** Available data **
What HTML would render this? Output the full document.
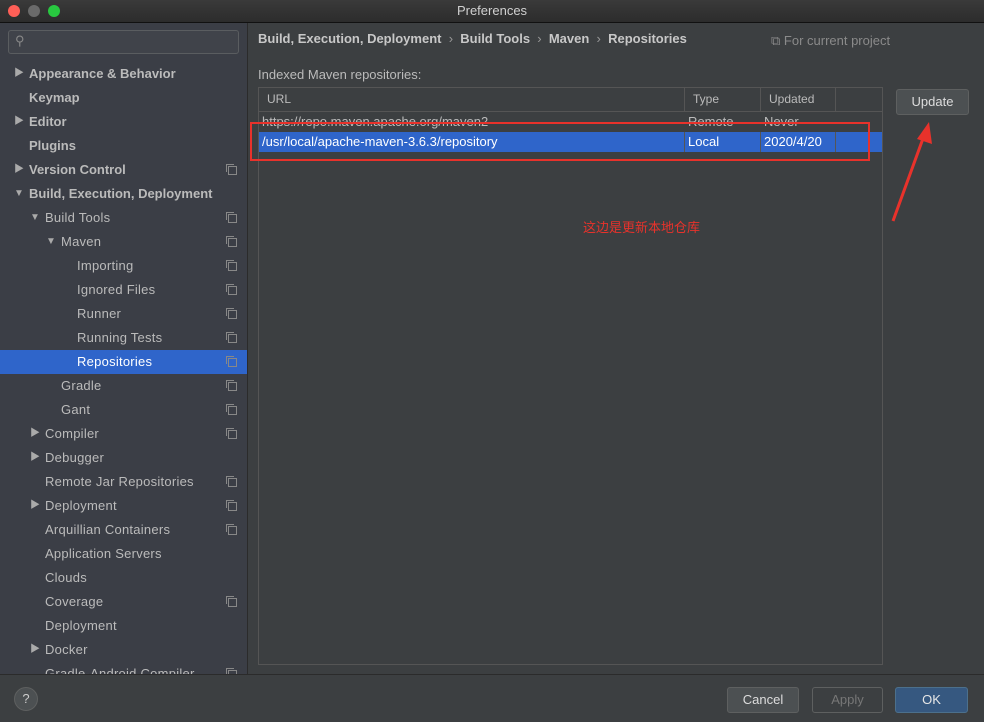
<!DOCTYPE html><html><head><meta charset="utf-8"><style>
body{margin:0;width:984px;height:722px;overflow:hidden;background:#3c3f41;font-family:"Liberation Sans","Noto Sans CJK SC",sans-serif;font-size:13px;color:#bbbbbb;position:relative}
.a{position:absolute}
#title{left:0;top:0;width:984px;height:22px;background:linear-gradient(#3a3a3a,#2c2c2c);border-bottom:1px solid #111;text-align:center;line-height:22px;color:#d0d0d0;font-size:13px}
.dot{top:5px;width:12px;height:12px;border-radius:50%}
#side{left:0;top:23px;width:247px;height:651px;background:#3b3e46;border-right:1px solid #2b2b2b;overflow:hidden}
.row{position:absolute;left:0;width:247px;height:24px;line-height:24px;font-weight:bold;color:#bbb}
.row.sel{background:#2f65ca;color:#fff}
.arr{position:absolute;font-size:10px;color:#aaa}
.ic{position:absolute;left:228px;top:8px;width:7px;height:7px;border:1px solid #888;}
.ic:after{content:"";position:absolute;left:-3px;top:-3px;width:7px;height:7px;border-left:1px solid #888;border-top:1px solid #888}
.btn{height:24px;line-height:24px;text-align:center;border-radius:3px;border:1px solid #5e6060;background:#4c5052;color:#ddd}
</style></head><body>
<div id="title" class="a">Preferences</div>
<div class="a dot" style="left:8px;background:#fe5f57"></div>
<div class="a dot" style="left:28px;background:#6a6a6a"></div>
<div class="a dot" style="left:48px;background:#28c840"></div>
<div id="side" class="a">
<div class="a" style="left:8px;top:7px;width:229px;height:22px;border:1px solid #5a5d60;border-radius:3px;background:#40434a"><span style="position:absolute;left:6px;top:2px;color:#888;font-size:13px">⚲</span></div>
<div id="tree"></div>
</div>
<div class="a" style="left:258px;top:31px;font-weight:bold;color:#c8c8c8;font-size:13px;white-space:nowrap">Build, Execution, Deployment <span style="font-weight:normal;color:#999">&nbsp;›&nbsp;</span> Build Tools <span style="font-weight:normal;color:#999">&nbsp;›&nbsp;</span> Maven <span style="font-weight:normal;color:#999">&nbsp;›&nbsp;</span> Repositories</div>
<div class="a" style="left:771px;top:33px;color:#8a8a8a">⧉ For current project</div>
<div class="a" style="left:258px;top:67px">Indexed Maven repositories:</div>
<div class="a" style="left:258px;top:87px;width:623px;height:576px;border:1px solid #555;background:#3c3f41">
<div class="a" style="left:0;top:0;width:623px;height:23px;border-bottom:1px solid #555;font-size:12px;line-height:23px">
<span class="a" style="left:8px">URL</span><span class="a" style="left:434px">Type</span><span class="a" style="left:510px">Updated</span>
<div class="a" style="left:425px;top:0;width:1px;height:23px;background:#555"></div>
<div class="a" style="left:501px;top:0;width:1px;height:23px;background:#555"></div>
<div class="a" style="left:576px;top:0;width:1px;height:23px;background:#555"></div></div>
<div class="a" style="left:0;top:24px;width:623px;height:20px;line-height:20px;color:#bbb"><span class="a" style="left:3px">https://repo.maven.apache.org/maven2</span><span class="a" style="left:429px">Remote</span><span class="a" style="left:505px">Never</span></div>
<div class="a" style="left:0;top:44px;width:623px;height:20px;line-height:20px;background:#2f65ca;color:#fff"><span class="a" style="left:3px">/usr/local/apache-maven-3.6.3/repository</span><span class="a" style="left:429px">Local</span><span class="a" style="left:505px">2020/4/20</span>
<div class="a" style="left:425px;top:0;width:1px;height:20px;background:#555"></div><div class="a" style="left:501px;top:0;width:1px;height:20px;background:#555"></div><div class="a" style="left:576px;top:0;width:1px;height:20px;background:#555"></div></div>
</div>
<div class="a" style="left:250px;top:122px;width:616px;height:35px;border:2px solid #e8322b"></div>
<div class="a btn" style="left:896px;top:89px;width:71px">Update</div>
<div class="a" style="left:583px;top:217px;color:#e8322b;font-size:13px">这边是更新本地仓库</div>
<svg class="a" style="left:885px;top:118px" width="50" height="110"><line x1="8" y1="103" x2="40" y2="15" stroke="#e8322b" stroke-width="3"/><polygon points="44,4 47,26 32,21" fill="#e8322b"/></svg>
<div class="a" style="left:0;top:674px;width:984px;height:1px;background:#2b2b2b"></div>
<div class="a" style="left:14px;top:687px;width:22px;height:22px;border-radius:50%;background:#4c5052;border:1px solid #5e6060;text-align:center;line-height:22px;color:#ccc">?</div>
<div class="a btn" style="left:727px;top:687px;width:70px">Cancel</div>
<div class="a btn" style="left:812px;top:687px;width:69px;background:#3c3f41;color:#777">Apply</div>
<div class="a btn" style="left:895px;top:687px;width:71px;background:#365880;border-color:#4c708c;color:#e6e6e6">OK</div>
<script>
var items=[["Appearance & Behavior",0,"r",0],["Keymap",0,"",0],["Editor",0,"r",0],["Plugins",0,"",0],["Version Control",0,"r",1],["Build, Execution, Deployment",0,"d",0],["Build Tools",1,"d",1],["Maven",2,"d",1],["Importing",3,"",1],["Ignored Files",3,"",1],["Runner",3,"",1],["Running Tests",3,"",1],["Repositories",3,"",1,1],["Gradle",2,"",1],["Gant",2,"",1],["Compiler",1,"r",1],["Debugger",1,"r",0],["Remote Jar Repositories",1,"",1],["Deployment",1,"r",1],["Arquillian Containers",1,"",1],["Application Servers",1,"",0],["Clouds",1,"",0],["Coverage",1,"",1],["Deployment",1,"",0],["Docker",1,"r",0],["Gradle-Android Compiler",1,"",1]];
var h="";items.forEach(function(it,i){var x=[29,45,61,77][it[1]];h+='<div class="row'+(it[4]?' sel':'')+'" style="top:'+(39+i*24)+'px"><span style="position:absolute;left:'+x+'px'+(it[1]>0?';font-weight:normal;letter-spacing:0.25px':'')+'">'+it[0].replace("&","&amp;")+'</span>'+(it[2]?'<span class="arr" style="left:'+(x-15)+'px">'+(it[2]=="r"?"▶":"▼")+'</span>':'')+(it[3]?'<span class="ic"></span>':'')+'</div>';});
document.getElementById("tree").innerHTML=h;
</script>
</body></html>
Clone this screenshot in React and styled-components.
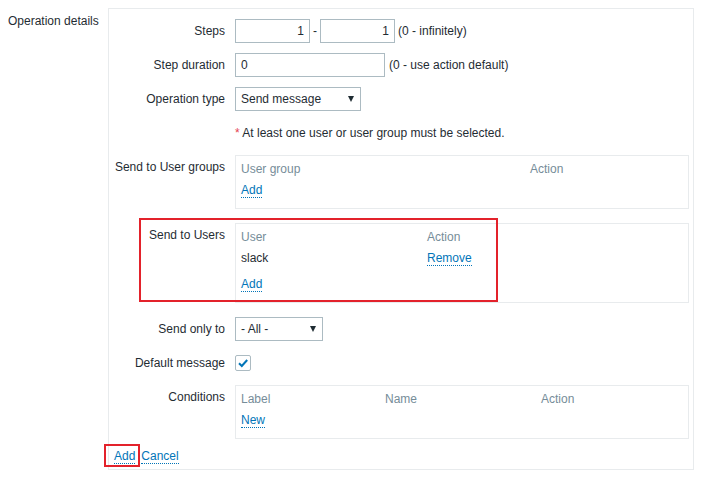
import React from "react";
import styled, { createGlobalStyle } from "styled-components";

const Global = createGlobalStyle`
  html, body { margin: 0; padding: 0; background: #ffffff; }
  body { font-family: "Liberation Sans", Arial, sans-serif; font-size: 12px; color: #1f2c33; }
  * { box-sizing: border-box; }
`;

const Page = styled.div`
  display: flex;
  align-items: flex-start;
  padding: 8px 0 0 8px;
`;

const SectionLabel = styled.div`
  width: 100px;
  padding-top: 6px;
  line-height: 14px;
`;

const Panel = styled.div`
  width: 586px;
  border: 1px solid #e8ebed;
  padding: 10px 4px 5px 0;
`;

const FormList = styled.div`
  display: flex;
  flex-direction: column;
  gap: 10px;
`;

const Row = styled.div`
  position: relative;
  display: grid;
  grid-template-columns: 116px 1fr;
  column-gap: 10px;
  align-items: ${(p) => (p.$top ? "start" : "center")};
  margin-bottom: ${(p) => p.$mb || 0}px;
  min-height: 24px;
`;

const Label = styled.div`
  text-align: right;
  line-height: 14px;
  padding-top: ${(p) => (p.$top ? 5 : 0)}px;
  white-space: nowrap;
`;

const Field = styled.div`
  display: flex;
  align-items: center;
  min-height: 24px;
`;

const Input = styled.div`
  width: ${(p) => p.$w}px;
  height: 24px;
  border: 1px solid #acbbc2;
  padding: 0 5px;
  line-height: 22px;
  text-align: ${(p) => (p.$right ? "right" : "left")};
  background: #fff;
`;

const Sep = styled.span`
  margin: 0 ${(p) => p.$r ?? 3}px 0 ${(p) => p.$l ?? 3}px;
  line-height: 14px;
`;

const Select = styled.div`
  width: ${(p) => p.$w}px;
  height: 24px;
  border: 1px solid #acbbc2;
  padding: 0 6px 0 5px;
  display: flex;
  align-items: center;
  justify-content: space-between;
  background: #fff;
`;

const Arrow = styled.span`
  width: 0;
  height: 0;
  border-left: 3.5px solid transparent;
  border-right: 3.5px solid transparent;
  border-top: 6px solid #1f2c33;
`;

const Note = styled.div`
  line-height: 14px;
`;

const Star = styled.span`
  color: #e54251;
`;

const TableBox = styled.div`
  border: 1px solid #e8ebed;
  padding: 4px 5px 6px;
`;

const TableGrid = styled.div`
  display: grid;
  grid-template-columns: ${(p) => p.$cols};
`;

const HeadCell = styled.div`
  line-height: 18px;
  color: #768d99;
`;

const BodyCell = styled.div`
  line-height: 24px;
  height: 24px;
`;

const Footer = styled.div`
  line-height: 24px;
  height: 24px;
  margin-top: ${(p) => p.$mt || 0}px;
`;

const Link = styled.a`
  color: #0275b8;
  text-decoration: none;
  border-bottom: 1px dotted #0275b8;
  cursor: pointer;
`;

const Checkbox = styled.div`
  width: 16px;
  height: 16px;
  border: 1px solid #acbbc2;
  border-radius: 2px;
  display: flex;
  align-items: center;
  justify-content: center;
  background: #fff;
`;

const Buttons = styled.div`
  display: flex;
  gap: 6px;
  padding: 10px 0 0 5px;
  line-height: 14px;
`;

const Anchor = styled.span`
  position: relative;
`;

const Highlight = styled.div`
  position: absolute;
  left: ${(p) => p.$l}px;
  top: ${(p) => p.$t}px;
  width: ${(p) => p.$w}px;
  height: ${(p) => p.$h}px;
  border: 2px solid #e3222b;
  pointer-events: none;
`;

export default function App() {
  return (
    <>
      <Global />
      <Page>
        <SectionLabel>Operation details</SectionLabel>
        <Panel>
          <FormList>
            <Row>
              <Label>Steps</Label>
              <Field>
                <Input $w={75} $right>1</Input>
                <Sep>-</Sep>
                <Input $w={75} $right>1</Input>
                <Sep $l={3}>(0 - infinitely)</Sep>
              </Field>
            </Row>
            <Row>
              <Label>Step duration</Label>
              <Field>
                <Input $w={150}>0</Input>
                <Sep $l={4}>(0 - use action default)</Sep>
              </Field>
            </Row>
            <Row>
              <Label>Operation type</Label>
              <Field>
                <Select $w={126}>
                  <span>Send message</span>
                  <Arrow />
                </Select>
              </Field>
            </Row>
            <Row>
              <div />
              <Note>
                <Star>*</Star> At least one user or user group must be selected.
              </Note>
            </Row>
            <Row $top $mb={4}>
              <Label $top>Send to User groups</Label>
              <TableBox>
                <TableGrid $cols="289px 1fr">
                  <HeadCell>User group</HeadCell>
                  <HeadCell>Action</HeadCell>
                </TableGrid>
                <Footer>
                  <Link>Add</Link>
                </Footer>
              </TableBox>
            </Row>
            <Row $top $mb={4}>
              <Label $top>Send to Users</Label>
              <TableBox>
                <TableGrid $cols="186px 1fr">
                  <HeadCell>User</HeadCell>
                  <HeadCell>Action</HeadCell>
                  <BodyCell>slack</BodyCell>
                  <BodyCell>
                    <Link>Remove</Link>
                  </BodyCell>
                </TableGrid>
                <Footer $mt={2}>
                  <Link>Add</Link>
                </Footer>
              </TableBox>
              <Highlight $l={30} $t={-5} $w={359} $h={84} />
            </Row>
            <Row>
              <Label>Send only to</Label>
              <Field>
                <Select $w={88}>
                  <span>- All -</span>
                  <Arrow />
                </Select>
              </Field>
            </Row>
            <Row>
              <Label>Default message</Label>
              <Field>
                <Checkbox>
                  <svg width="12" height="12" viewBox="0 0 12 12">
                    <path
                      d="M2 6.2 L4.8 9 L10.2 3"
                      fill="none"
                      stroke="#0275b8"
                      strokeWidth="2"
                    />
                  </svg>
                </Checkbox>
              </Field>
            </Row>
            <Row $top>
              <Label $top>Conditions</Label>
              <TableBox>
                <TableGrid $cols="144px 156px 1fr">
                  <HeadCell>Label</HeadCell>
                  <HeadCell>Name</HeadCell>
                  <HeadCell>Action</HeadCell>
                </TableGrid>
                <Footer>
                  <Link>New</Link>
                </Footer>
              </TableBox>
            </Row>
          </FormList>
          <Buttons>
            <Anchor>
              <Link>Add</Link>
              <Highlight $l={-10} $t={-5} $w={36} $h={23} />
            </Anchor>
            <Link>Cancel</Link>
          </Buttons>
        </Panel>
      </Page>
    </>
  );
}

** Directive **
List each line in the listing that contains the string "React".

** Task output **
Clone this screenshot in React and styled-components.
import React from "react";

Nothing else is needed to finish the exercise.